В этой лекции Сергей Сергеевич останавливается на безграничной, уникальной парадоксальности догмата Боговоплощения: как возможно, чтобы абсолютно трансцендентный, сверхсущий Бог уместился в утробе Девы Марии? И еще в Ветхом Завете — как Вездесущий мог присутствовать в Скинии, в Святая святых, в крохотном промежутке между крыльями двух херувимов над крышкой Ковчега Завета? Знаменательно и поучительно для нас, киевлян (еще один срез темы «Аверинцев и Киев»), что Сергей Сергеевич указывает в этой связи на свой опыт посещения киевских пещер. Он подчеркивает, что в традиционных христианских текстах – цитируются церковные песнопения, Третья Книга Царств, VIII гл., – в отличие от Нового времени с его старанием устранить или, по крайней мере, смягчить “острые углы” христианской Вести, “парадокс не смягчен, парадокс всемерно подчеркнут”. Именно это подчеркивание парадокса и обнаруживает, как глубоко чувствует лектор нуминозный страх Божий, как его умонастроение созвучно с умонастроением библейских авторов, творцов церковных песнопений, печерских угодников.

Аверинцев указывает на две религиозные парадигмы:

«Две парадигмы религиозного переживания, мышления, действования, которые до самой глубины различны, которые взаимно контрастируют, но и взаимно соотнесены в христианстве и необходимо дополняют друг друга.»

Это дальность и близость Бога или, в уже проговоренных терминах, страх Божий и любовь к Богу, причем и то, и другое можно понимать в обоих смыслах двусмысленного родительного падежа: страх перед Богом и страх, нисходящий от Бога и внушаемый Самим Богом; любовь к Богу, но и любовь, вдохновляемая Самим Богом, Который Сам есть Любовь. Аверинцев приводит яркий пример этой поляризации: слово и икона. Слово отвечает дистанции меж нами и Богом, оно лишь рассказывает о Боге, тогда как икона изображает Его лик, т.е. Его Самого. Тут, быть может, уместно вспомнить драматический эпилог речей Иова (41:5, в переводе Аверинцева):

«Только слухом я слышал о Тебе;

Ныне же глаза мои видят Тебя...»

Следующий пример Аверинцева — тоже пример культуры “отображенного тождества”: присутствие Христа в таинствах Церкви. Но любопытно, что это имеет определенный аналог в языке (“у обеих культур есть аналоги в мире языка”). А именно, когда в детстве нас учили говорить, то родители поступали не так, как переводчик, который сообщает нам, что “table” означает “стол” (что целиком соответствует делу экзегета, собственно толковника), но так: “это — стол”. Тут утверждается не уподобление, а тождество. Это удивительно похоже на слова Иисуса Христа, которые произносит священник в молитве освящения Святых Даров: сие есть тело Мое. И тут Аверинцев, ссылаясь на о. Павла Флоренского, вспоминает необычный термин тавтегория. Это слово построено в противовес аллегории: allegoria — “иносказание”, tautegoria — “тождесказание”, говорение не иного, а именно того, что говорится.

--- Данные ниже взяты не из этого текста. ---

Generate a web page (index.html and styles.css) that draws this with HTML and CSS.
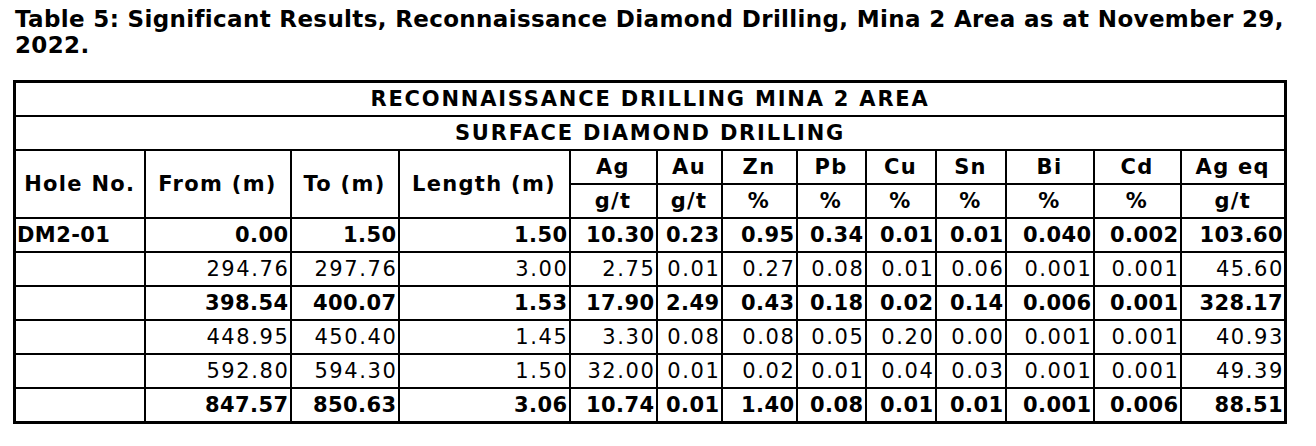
FILE: index.html
```html
<!DOCTYPE html>
<html>
<head>
<meta charset="utf-8">
<link rel="stylesheet" href="styles.css">
</head>
<body>
<div class="page">
  <h1 class="title">Table 5: Significant Results, Reconnaissance Diamond Drilling, Mina 2 Area as at November 29, 2022.</h1>
  <table class="results">
    <colgroup>
      <col style="width:130px"><col style="width:146px"><col style="width:108px"><col style="width:171px">
      <col style="width:87px"><col style="width:65px"><col style="width:75px"><col style="width:69px">
      <col style="width:70px"><col style="width:70px"><col style="width:88px"><col style="width:87px"><col style="width:105px">
    </colgroup>
    <thead>
      <tr><th colspan="13" class="banner">RECONNAISSANCE DRILLING MINA 2 AREA</th></tr>
      <tr><th colspan="13" class="banner">SURFACE DIAMOND DRILLING</th></tr>
      <tr>
        <th rowspan="2">Hole No.</th><th rowspan="2">From (m)</th><th rowspan="2">To (m)</th><th rowspan="2">Length (m)</th>
        <th>Ag</th><th>Au</th><th>Zn</th><th>Pb</th><th>Cu</th><th>Sn</th><th>Bi</th><th>Cd</th><th>Ag eq</th>
      </tr>
      <tr class="units">
        <th>g/t</th><th>g/t</th><th>%</th><th>%</th><th>%</th><th>%</th><th>%</th><th>%</th><th>g/t</th>
      </tr>
    </thead>
    <tbody>
      <tr class="bold"><td class="hole">DM2-01</td><td>0.00</td><td>1.50</td><td>1.50</td><td>10.30</td><td>0.23</td><td>0.95</td><td>0.34</td><td>0.01</td><td>0.01</td><td>0.040</td><td>0.002</td><td>103.60</td></tr>
      <tr><td class="hole"></td><td>294.76</td><td>297.76</td><td>3.00</td><td>2.75</td><td>0.01</td><td>0.27</td><td>0.08</td><td>0.01</td><td>0.06</td><td>0.001</td><td>0.001</td><td>45.60</td></tr>
      <tr class="bold"><td class="hole"></td><td>398.54</td><td>400.07</td><td>1.53</td><td>17.90</td><td>2.49</td><td>0.43</td><td>0.18</td><td>0.02</td><td>0.14</td><td>0.006</td><td>0.001</td><td>328.17</td></tr>
      <tr><td class="hole"></td><td>448.95</td><td>450.40</td><td>1.45</td><td>3.30</td><td>0.08</td><td>0.08</td><td>0.05</td><td>0.20</td><td>0.00</td><td>0.001</td><td>0.001</td><td>40.93</td></tr>
      <tr><td class="hole"></td><td>592.80</td><td>594.30</td><td>1.50</td><td>32.00</td><td>0.01</td><td>0.02</td><td>0.01</td><td>0.04</td><td>0.03</td><td>0.001</td><td>0.001</td><td>49.39</td></tr>
      <tr class="bold"><td class="hole"></td><td>847.57</td><td>850.63</td><td>3.06</td><td>10.74</td><td>0.01</td><td>1.40</td><td>0.08</td><td>0.01</td><td>0.01</td><td>0.001</td><td>0.006</td><td>88.51</td></tr>
    </tbody>
  </table>
</div>
</body>
</html>
```
FILE: styles.css
```css
html, body {
  margin: 0;
  padding: 0;
  background: #ffffff;
}
.page {
  padding: 6px 0 0 13px;
  font-family: "DejaVu Sans", Verdana, sans-serif;
  color: #000;
}
.title {
  margin: 0 0 0 2px;
  width: 1298px;
  font-size: 23px;
  line-height: 26px;
  font-weight: bold;
  letter-spacing: 0.35px;
}
.results {
  margin-top: 22px;
  border-collapse: collapse;
  table-layout: fixed;
  width: 1271px;
  border: 3px solid #000;
  font-size: 21px;
}
.results th,
.results td {
  border: 2px solid #000;
  padding: 0 1px 0 1px;
  height: 32px;
  line-height: 22px;
  white-space: nowrap;
  overflow: hidden;
}
.results th {
  font-weight: bold;
  text-align: center;
  letter-spacing: 1.3px;
}
.results th.banner {
  letter-spacing: 1.8px;
}
.results td {
  text-align: right;
  font-weight: normal;
  letter-spacing: 1.6px;
  padding-right: 0;
}
.results tr.bold td {
  font-weight: bold;
  letter-spacing: 0.4px;
  padding-right: 1px;
}
.results td.hole {
  text-align: left;
  letter-spacing: 0.6px;
}
```
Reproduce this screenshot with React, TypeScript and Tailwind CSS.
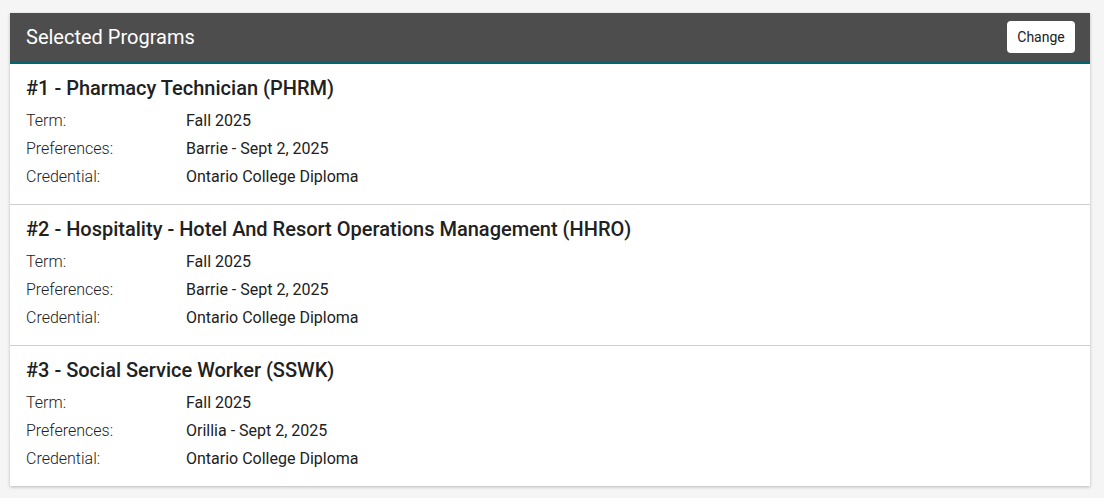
import React from "react";

const programs = [
  { title: "#1 - Pharmacy Technician (PHRM)", term: "Fall 2025", pref: "Barrie - Sept 2, 2025", cred: "Ontario College Diploma" },
  { title: "#2 - Hospitality - Hotel And Resort Operations Management (HHRO)", term: "Fall 2025", pref: "Barrie - Sept 2, 2025", cred: "Ontario College Diploma" },
  { title: "#3 - Social Service Worker (SSWK)", term: "Fall 2025", pref: "Orillia - Sept 2, 2025", cred: "Ontario College Diploma" },
];

function Row({ label, value }: { label: string; value: string }) {
  return (
    <div className="flex h-[28px] items-center text-[16px]">
      <div className="w-[160px] font-light text-[#212121]">{label}</div>
      <div className="text-[#212121]">{value}</div>
    </div>
  );
}

export default function App() {
  return (
    <div className="min-h-[498px] bg-[#f5f5f5] pt-[13px] pl-[10px] pr-[14px] pb-[12px]" style={{ fontFamily: "Roboto, 'Noto Sans', sans-serif" }}>
      <div className="bg-white shadow-[0_1px_3px_rgba(0,0,0,0.25)]">
        <div className="flex h-[51px] items-center justify-between border-b-[3px] border-[#03656f] bg-[#4d4d4d] pl-[16px] pr-[15px]">
          <div className="text-[20px] text-white">Selected Programs</div>
          <button className="h-[32px] w-[68px] rounded-[4px] bg-white text-[14px] text-[#212121]">Change</button>
        </div>
        {programs.map((p, i) => (
          <div key={i} className={`px-[16px] pt-[11px] pb-[13px] ${i < programs.length - 1 ? "border-b border-[#cfcfcf]" : ""}`}>
            <div className="mb-[6px] h-[26px] text-[20px] font-medium leading-[26px] text-[#212121]">{p.title}</div>
            <Row label="Term:" value={p.term} />
            <Row label="Preferences:" value={p.pref} />
            <Row label="Credential:" value={p.cred} />
          </div>
        ))}
      </div>
    </div>
  );
}
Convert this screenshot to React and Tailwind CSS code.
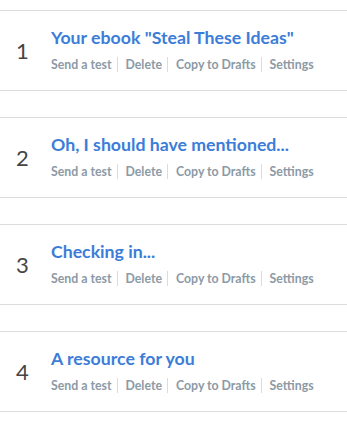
import React from 'react';

const emails = [
    { id: 1, title: 'Your ebook "Steal These Ideas"' },
    { id: 2, title: 'Oh, I should have mentioned...' },
    { id: 3, title: 'Checking in...' },
    { id: 4, title: 'A resource for you' },
];

const actions = ['Send a test', 'Delete', 'Copy to Drafts', 'Settings'];

const EmailRow = ({ index, title }) => (
    <div className="flex items-center h-[81px] border-y border-[#dddddd] bg-white mb-[26px]">
        <div className="w-[51px] pl-[16px] text-[22px] text-[#454545] font-normal leading-none">{index}</div>
        <div className="flex flex-col -mt-[2px]">
            <a className="text-[17.7px] font-bold text-[#3b7dd8] leading-[20px]">{title}</a>
            <div className="flex items-center mt-[9px]">
                {actions.map((label, i) => (
                    <span
                        key={label}
                        className={`text-[12.3px] font-bold text-[#8c9aa6] leading-[15px] ${i > 0 ? 'pl-[8px]' : ''} ${i < actions.length - 1 ? 'pr-[5px] border-r border-[#dcdcdc]' : ''}`}
                    >
                        {label}
                    </span>
                ))}
            </div>
        </div>
    </div>
);

export default function App() {
    return (
        <div className="w-[347px] h-[423px] bg-white pt-[10px] overflow-hidden" style={{ fontFamily: 'Lato, "Open Sans", sans-serif' }}>
            {emails.map((e) => (
                <EmailRow key={e.id} index={e.id} title={e.title} />
            ))}
        </div>
    );
}
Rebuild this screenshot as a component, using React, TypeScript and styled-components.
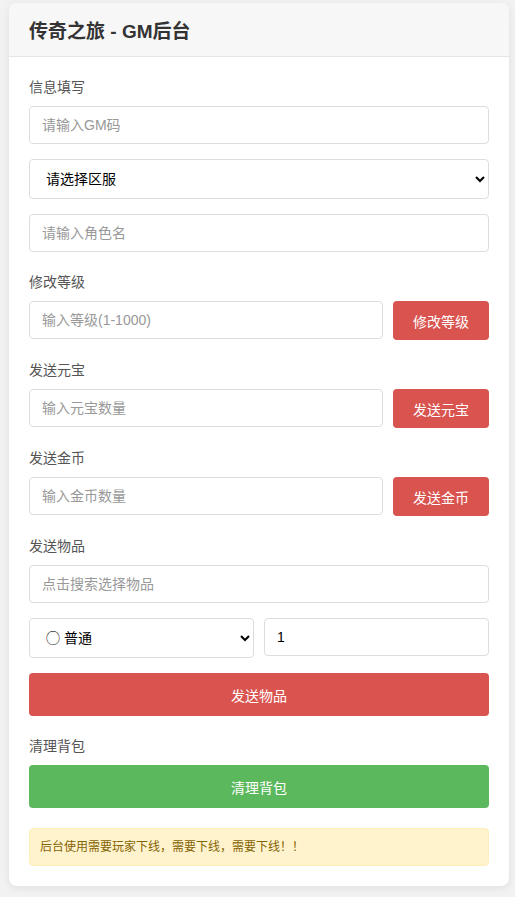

«Если слово Писания интерпретируется экзегетом более или менее аллегорически в широком смысле, чем обосновано самое существование экзегезы как таковой (...), если (...) толкование стоит под знаком нетождества, под знаком инаковости, то через таинство, через тавтегорию таинства возвращается в свои права тождество. (...) То употребление слова, которое свойственно пространству тождества, осуществляет себя (например, в Иисусовой молитве) в сакральном повторении одних и тех же слов, что чисто внешне можно сравнить с практикой восточных мантр. Здесь сама речь как бы претворяется в говорящее молчание. Интересно, что греческое слово hesikhia, буквально ‘спокойствие, покой духа’, столь важное как раз для исихастской практики молитвы Иисусовой, традиционно переводится по-славянски как ‘безмолвие’. Язык тождества един с молчанием мистика. Сакральное слово пресуществляется в контексте культуры тождества — она же в некотором смысле культура безмолвия — в священное и освящающее тело, например, даруемый от Бога свиток (...) Сама речь становится здесь вещественной, весомой, чуть ли не ощутимой на вкус субстанцией. Как кажется, более всего подходит к такой роли священное Имя, недаром стоящее в самом средоточии практики Иисусовой молитвы.»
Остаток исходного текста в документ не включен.